§ Requirement
Write out each line exactly as given. Leave the pictures out of your copy.
*-*-*
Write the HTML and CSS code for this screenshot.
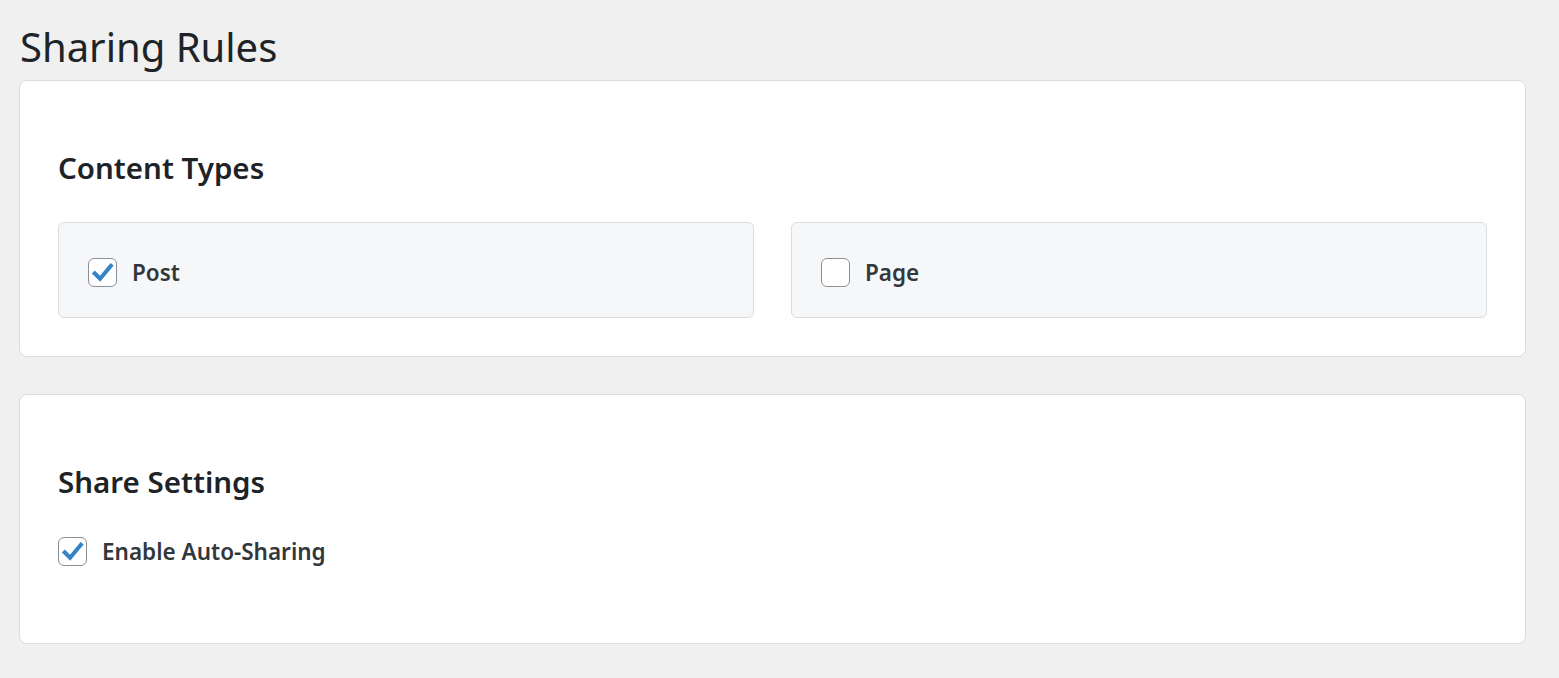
FILE: index.html
```html
<!DOCTYPE html>
<html lang="en">
<head>
    <meta charset="UTF-8">
    <meta name="viewport" content="width=device-width, initial-scale=1.0">
    <title>Sharing Rules</title>
    <link rel="stylesheet" href="styles.css">
</head>
<body>
    <div class="wrap">
        <h1 class="page-title">Sharing Rules</h1>

        <div class="card">
            <h2 class="card-title">Content Types</h2>
            <div class="type-grid">
                <label class="type-box">
                    <span class="checkbox checked">
                        <svg viewBox="0 0 28 28" width="28" height="28"><path d="M4.5 14 L11.5 21 L24 6" fill="none" stroke="#3582c4" stroke-width="4.2"/></svg>
                    </span>
                    <span class="label-text">Post</span>
                </label>
                <label class="type-box">
                    <span class="checkbox"></span>
                    <span class="label-text">Page</span>
                </label>
            </div>
        </div>

        <div class="card card-settings">
            <h2 class="card-title">Share Settings</h2>
            <label class="option-row">
                <span class="checkbox checked">
                    <svg viewBox="0 0 28 28" width="28" height="28"><path d="M4.5 14 L11.5 21 L24 6" fill="none" stroke="#3582c4" stroke-width="4.2"/></svg>
                </span>
                <span class="label-text">Enable Auto-Sharing</span>
            </label>
        </div>
    </div>
</body>
</html>
```

FILE: styles.css
```css
body {
    margin: 0;
    background-color: #f0f0f1;
    font-family: "Noto Sans", "Open Sans", sans-serif;
    color: #1d2327;
}
.wrap {
    padding: 20px 33px 30px 19px;
}
.page-title {
    margin: 0 0 0 1px;
    font-size: 40px;
    font-weight: 400;
    line-height: 54px;
    height: 60px;
}
.card {
    background-color: #fff;
    border: 1px solid #dcdcde;
    border-radius: 8px;
    padding: 67px 38px 38px 38px;
    margin-bottom: 37px;
}
.card-title {
    margin: 0 0 34px 0;
    font-size: 29.5px;
    font-weight: 600;
    line-height: 40px;
}
.type-grid {
    display: grid;
    grid-template-columns: 1fr 1fr;
    gap: 37px;
}
.type-box {
    display: flex;
    align-items: center;
    gap: 15px;
    box-sizing: border-box;
    height: 96px;
    padding: 4px 29px 0 29px;
    background-color: #f6f7f9;
    border: 1px solid #dcdcde;
    border-radius: 6px;
}
.checkbox {
    display: flex;
    align-items: center;
    justify-content: center;
    box-sizing: border-box;
    width: 29px;
    height: 29px;
    border: 1px solid #8c8f94;
    border-radius: 6px;
    background-color: #fff;
    flex-shrink: 0;
}
.checkbox svg {
    display: block;
}
.label-text {
    font-size: 22.5px;
    font-weight: 600;
    color: #32373c;
}
.card-settings {
    padding-bottom: 77px;
}
.option-row {
    display: flex;
    align-items: center;
    gap: 15px;
    height: 30px;
}
```
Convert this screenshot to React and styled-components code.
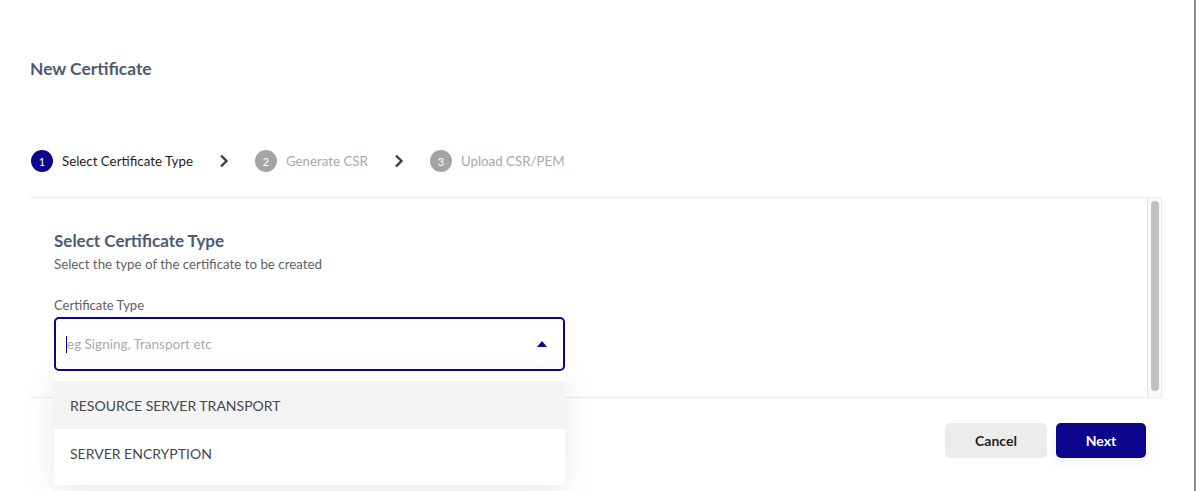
*-*-*
§ Output for this task
Write the HTML and CSS code for this screenshot.
FILE: index.html
```html
<!DOCTYPE html>
<html lang="en">
<head>
    <meta charset="UTF-8">
    <meta name="viewport" content="width=device-width, initial-scale=1.0">
    <title>Sharing Rules</title>
    <link rel="stylesheet" href="styles.css">
</head>
<body>
    <div class="wrap">
        <h1 class="page-title">Sharing Rules</h1>

        <div class="card">
            <h2 class="card-title">Content Types</h2>
            <div class="type-grid">
                <label class="type-box">
                    <span class="checkbox checked">
                        <svg viewBox="0 0 28 28" width="28" height="28"><path d="M4.5 14 L11.5 21 L24 6" fill="none" stroke="#3582c4" stroke-width="4.2"/></svg>
                    </span>
                    <span class="label-text">Post</span>
                </label>
                <label class="type-box">
                    <span class="checkbox"></span>
                    <span class="label-text">Page</span>
                </label>
            </div>
        </div>

        <div class="card card-settings">
            <h2 class="card-title">Share Settings</h2>
            <label class="option-row">
                <span class="checkbox checked">
                    <svg viewBox="0 0 28 28" width="28" height="28"><path d="M4.5 14 L11.5 21 L24 6" fill="none" stroke="#3582c4" stroke-width="4.2"/></svg>
                </span>
                <span class="label-text">Enable Auto-Sharing</span>
            </label>
        </div>
    </div>
</body>
</html>
```

FILE: styles.css
```css
body {
    margin: 0;
    background-color: #f0f0f1;
    font-family: "Noto Sans", "Open Sans", sans-serif;
    color: #1d2327;
}
.wrap {
    padding: 20px 33px 30px 19px;
}
.page-title {
    margin: 0 0 0 1px;
    font-size: 40px;
    font-weight: 400;
    line-height: 54px;
    height: 60px;
}
.card {
    background-color: #fff;
    border: 1px solid #dcdcde;
    border-radius: 8px;
    padding: 67px 38px 38px 38px;
    margin-bottom: 37px;
}
.card-title {
    margin: 0 0 34px 0;
    font-size: 29.5px;
    font-weight: 600;
    line-height: 40px;
}
.type-grid {
    display: grid;
    grid-template-columns: 1fr 1fr;
    gap: 37px;
}
.type-box {
    display: flex;
    align-items: center;
    gap: 15px;
    box-sizing: border-box;
    height: 96px;
    padding: 4px 29px 0 29px;
    background-color: #f6f7f9;
    border: 1px solid #dcdcde;
    border-radius: 6px;
}
.checkbox {
    display: flex;
    align-items: center;
    justify-content: center;
    box-sizing: border-box;
    width: 29px;
    height: 29px;
    border: 1px solid #8c8f94;
    border-radius: 6px;
    background-color: #fff;
    flex-shrink: 0;
}
.checkbox svg {
    display: block;
}
.label-text {
    font-size: 22.5px;
    font-weight: 600;
    color: #32373c;
}
.card-settings {
    padding-bottom: 77px;
}
.option-row {
    display: flex;
    align-items: center;
    gap: 15px;
    height: 30px;
}
```
Convert this screenshot to React and styled-components code.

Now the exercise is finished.